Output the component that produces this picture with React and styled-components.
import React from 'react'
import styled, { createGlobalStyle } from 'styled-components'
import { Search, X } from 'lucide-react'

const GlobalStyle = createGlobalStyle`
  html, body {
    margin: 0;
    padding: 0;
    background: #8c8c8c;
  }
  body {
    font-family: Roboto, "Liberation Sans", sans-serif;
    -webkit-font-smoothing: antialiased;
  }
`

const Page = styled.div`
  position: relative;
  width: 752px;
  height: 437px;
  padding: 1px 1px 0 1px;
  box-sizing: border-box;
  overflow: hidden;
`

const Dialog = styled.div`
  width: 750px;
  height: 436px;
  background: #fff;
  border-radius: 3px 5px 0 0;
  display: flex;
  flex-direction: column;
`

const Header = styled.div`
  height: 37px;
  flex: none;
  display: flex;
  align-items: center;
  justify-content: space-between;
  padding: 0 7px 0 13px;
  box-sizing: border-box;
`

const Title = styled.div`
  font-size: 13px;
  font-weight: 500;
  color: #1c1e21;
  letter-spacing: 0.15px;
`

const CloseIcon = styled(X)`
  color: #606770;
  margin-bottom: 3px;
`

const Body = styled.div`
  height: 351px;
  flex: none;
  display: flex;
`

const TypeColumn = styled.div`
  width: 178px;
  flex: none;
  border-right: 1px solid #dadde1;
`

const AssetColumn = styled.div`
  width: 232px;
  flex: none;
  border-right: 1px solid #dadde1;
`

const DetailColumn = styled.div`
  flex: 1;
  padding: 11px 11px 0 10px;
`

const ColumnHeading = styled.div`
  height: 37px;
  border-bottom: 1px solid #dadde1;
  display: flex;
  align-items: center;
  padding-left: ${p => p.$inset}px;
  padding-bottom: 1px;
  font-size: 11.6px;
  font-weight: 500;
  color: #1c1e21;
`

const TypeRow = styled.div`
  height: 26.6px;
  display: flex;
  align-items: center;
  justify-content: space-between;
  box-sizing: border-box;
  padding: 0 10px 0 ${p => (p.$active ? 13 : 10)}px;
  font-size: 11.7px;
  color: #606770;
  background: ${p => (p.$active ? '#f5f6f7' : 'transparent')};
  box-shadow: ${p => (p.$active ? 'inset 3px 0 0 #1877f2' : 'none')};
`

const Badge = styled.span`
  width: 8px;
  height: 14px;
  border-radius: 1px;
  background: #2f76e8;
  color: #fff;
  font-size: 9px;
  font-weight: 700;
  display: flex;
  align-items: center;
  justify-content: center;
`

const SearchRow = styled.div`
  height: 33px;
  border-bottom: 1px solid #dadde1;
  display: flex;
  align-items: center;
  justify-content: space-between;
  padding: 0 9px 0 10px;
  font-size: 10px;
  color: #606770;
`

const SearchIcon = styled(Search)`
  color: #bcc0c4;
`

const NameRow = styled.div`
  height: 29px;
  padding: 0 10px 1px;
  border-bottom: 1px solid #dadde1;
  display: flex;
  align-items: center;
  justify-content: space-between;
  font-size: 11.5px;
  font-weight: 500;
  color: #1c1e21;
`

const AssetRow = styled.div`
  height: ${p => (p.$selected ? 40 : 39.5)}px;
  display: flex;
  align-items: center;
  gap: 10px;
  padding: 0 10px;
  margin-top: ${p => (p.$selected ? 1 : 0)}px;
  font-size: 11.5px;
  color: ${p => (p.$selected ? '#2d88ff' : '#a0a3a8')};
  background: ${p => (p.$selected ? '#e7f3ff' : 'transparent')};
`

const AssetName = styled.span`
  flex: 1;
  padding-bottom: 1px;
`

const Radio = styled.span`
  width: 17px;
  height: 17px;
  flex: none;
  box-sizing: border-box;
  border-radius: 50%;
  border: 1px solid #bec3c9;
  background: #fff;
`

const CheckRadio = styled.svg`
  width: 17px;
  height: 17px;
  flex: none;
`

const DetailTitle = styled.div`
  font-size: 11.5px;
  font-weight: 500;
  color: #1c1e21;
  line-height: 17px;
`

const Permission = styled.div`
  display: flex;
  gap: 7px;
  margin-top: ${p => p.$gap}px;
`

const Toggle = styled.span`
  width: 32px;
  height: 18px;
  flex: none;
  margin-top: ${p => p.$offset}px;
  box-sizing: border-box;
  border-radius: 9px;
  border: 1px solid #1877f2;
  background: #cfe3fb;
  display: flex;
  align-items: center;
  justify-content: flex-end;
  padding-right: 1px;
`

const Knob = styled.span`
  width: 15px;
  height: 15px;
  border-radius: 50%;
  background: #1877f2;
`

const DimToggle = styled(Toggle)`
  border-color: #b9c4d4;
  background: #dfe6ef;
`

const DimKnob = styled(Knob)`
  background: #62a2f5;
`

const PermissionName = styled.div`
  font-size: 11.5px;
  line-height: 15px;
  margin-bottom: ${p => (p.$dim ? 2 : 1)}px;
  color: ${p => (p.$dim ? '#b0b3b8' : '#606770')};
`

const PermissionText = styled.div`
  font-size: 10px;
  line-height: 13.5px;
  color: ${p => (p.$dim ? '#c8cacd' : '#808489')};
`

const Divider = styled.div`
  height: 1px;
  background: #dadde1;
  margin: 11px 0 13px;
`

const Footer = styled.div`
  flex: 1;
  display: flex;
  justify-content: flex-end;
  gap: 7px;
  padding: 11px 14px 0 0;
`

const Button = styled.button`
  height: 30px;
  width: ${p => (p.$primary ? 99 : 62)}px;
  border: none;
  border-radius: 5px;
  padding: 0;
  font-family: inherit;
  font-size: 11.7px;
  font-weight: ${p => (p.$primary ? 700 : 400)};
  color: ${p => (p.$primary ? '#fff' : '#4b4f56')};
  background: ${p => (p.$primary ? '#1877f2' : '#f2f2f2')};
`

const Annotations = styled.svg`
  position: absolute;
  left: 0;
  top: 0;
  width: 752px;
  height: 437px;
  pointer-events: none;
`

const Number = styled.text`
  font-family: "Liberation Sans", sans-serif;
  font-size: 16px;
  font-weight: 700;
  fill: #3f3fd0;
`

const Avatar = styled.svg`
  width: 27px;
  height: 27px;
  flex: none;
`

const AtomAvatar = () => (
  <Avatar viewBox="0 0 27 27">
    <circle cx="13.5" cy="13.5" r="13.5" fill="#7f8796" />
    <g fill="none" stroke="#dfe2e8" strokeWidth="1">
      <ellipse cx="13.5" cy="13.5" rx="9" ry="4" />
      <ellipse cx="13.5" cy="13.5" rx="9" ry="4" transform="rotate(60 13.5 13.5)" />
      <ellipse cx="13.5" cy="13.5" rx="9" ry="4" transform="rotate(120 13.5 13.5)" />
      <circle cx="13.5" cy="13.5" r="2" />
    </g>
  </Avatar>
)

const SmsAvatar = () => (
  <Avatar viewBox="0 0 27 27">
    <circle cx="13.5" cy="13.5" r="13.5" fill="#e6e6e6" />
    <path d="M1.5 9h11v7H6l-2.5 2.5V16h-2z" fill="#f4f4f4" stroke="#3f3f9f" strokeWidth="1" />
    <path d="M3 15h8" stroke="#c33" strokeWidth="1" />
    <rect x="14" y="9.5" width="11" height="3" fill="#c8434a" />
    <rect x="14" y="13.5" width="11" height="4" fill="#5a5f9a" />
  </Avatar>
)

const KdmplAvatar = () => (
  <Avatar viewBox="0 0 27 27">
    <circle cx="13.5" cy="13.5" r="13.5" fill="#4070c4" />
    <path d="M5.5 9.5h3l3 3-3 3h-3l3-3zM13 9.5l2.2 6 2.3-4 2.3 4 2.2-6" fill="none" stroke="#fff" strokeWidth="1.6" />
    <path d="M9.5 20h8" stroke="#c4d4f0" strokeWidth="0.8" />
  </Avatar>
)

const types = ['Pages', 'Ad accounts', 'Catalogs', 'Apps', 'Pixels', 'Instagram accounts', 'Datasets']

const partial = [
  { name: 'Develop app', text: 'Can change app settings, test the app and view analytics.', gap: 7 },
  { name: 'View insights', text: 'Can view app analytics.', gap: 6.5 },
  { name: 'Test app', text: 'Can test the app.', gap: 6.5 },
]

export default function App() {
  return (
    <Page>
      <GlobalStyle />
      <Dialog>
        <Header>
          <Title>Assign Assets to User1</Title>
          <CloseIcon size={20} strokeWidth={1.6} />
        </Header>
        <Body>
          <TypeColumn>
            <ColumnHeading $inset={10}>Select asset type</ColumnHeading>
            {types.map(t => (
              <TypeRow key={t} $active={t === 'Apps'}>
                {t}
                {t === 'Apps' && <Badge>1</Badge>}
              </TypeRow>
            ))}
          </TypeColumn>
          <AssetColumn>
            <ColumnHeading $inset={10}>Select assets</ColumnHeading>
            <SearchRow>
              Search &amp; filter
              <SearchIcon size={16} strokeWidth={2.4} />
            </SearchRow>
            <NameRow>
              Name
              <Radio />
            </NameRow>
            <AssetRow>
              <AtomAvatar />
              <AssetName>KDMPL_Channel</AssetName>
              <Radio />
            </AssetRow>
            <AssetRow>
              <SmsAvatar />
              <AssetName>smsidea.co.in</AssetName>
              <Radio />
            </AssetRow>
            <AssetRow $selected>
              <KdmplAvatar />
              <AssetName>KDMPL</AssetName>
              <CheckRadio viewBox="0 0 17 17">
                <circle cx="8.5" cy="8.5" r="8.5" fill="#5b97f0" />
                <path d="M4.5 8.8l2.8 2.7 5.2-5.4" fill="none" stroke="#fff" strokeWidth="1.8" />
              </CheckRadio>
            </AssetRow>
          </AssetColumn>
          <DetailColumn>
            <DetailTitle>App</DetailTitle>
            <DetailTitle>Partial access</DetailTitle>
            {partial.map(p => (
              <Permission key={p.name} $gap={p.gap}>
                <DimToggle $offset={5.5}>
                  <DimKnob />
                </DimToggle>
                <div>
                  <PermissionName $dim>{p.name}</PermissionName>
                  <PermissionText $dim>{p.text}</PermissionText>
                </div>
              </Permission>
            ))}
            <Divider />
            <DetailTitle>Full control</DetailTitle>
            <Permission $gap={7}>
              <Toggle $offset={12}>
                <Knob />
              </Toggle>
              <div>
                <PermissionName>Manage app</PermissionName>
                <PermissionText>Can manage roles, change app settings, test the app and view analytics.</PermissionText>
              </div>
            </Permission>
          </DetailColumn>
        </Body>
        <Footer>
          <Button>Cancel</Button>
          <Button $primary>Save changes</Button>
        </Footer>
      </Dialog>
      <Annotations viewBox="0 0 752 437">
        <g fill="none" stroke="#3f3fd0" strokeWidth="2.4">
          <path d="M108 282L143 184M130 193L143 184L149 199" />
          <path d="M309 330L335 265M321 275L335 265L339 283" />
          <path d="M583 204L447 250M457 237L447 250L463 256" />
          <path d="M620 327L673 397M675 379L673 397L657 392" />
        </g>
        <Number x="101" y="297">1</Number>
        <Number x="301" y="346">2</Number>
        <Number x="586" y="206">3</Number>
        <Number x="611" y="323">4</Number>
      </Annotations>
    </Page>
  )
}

■ ■ ■ ■ ■ ■ ■

**The request**
Search the data for "components". Copy every line that has it.

**Final result**
Output the component that produces this picture with React and styled-components.
import styled, { createGlobalStyle } from 'styled-components'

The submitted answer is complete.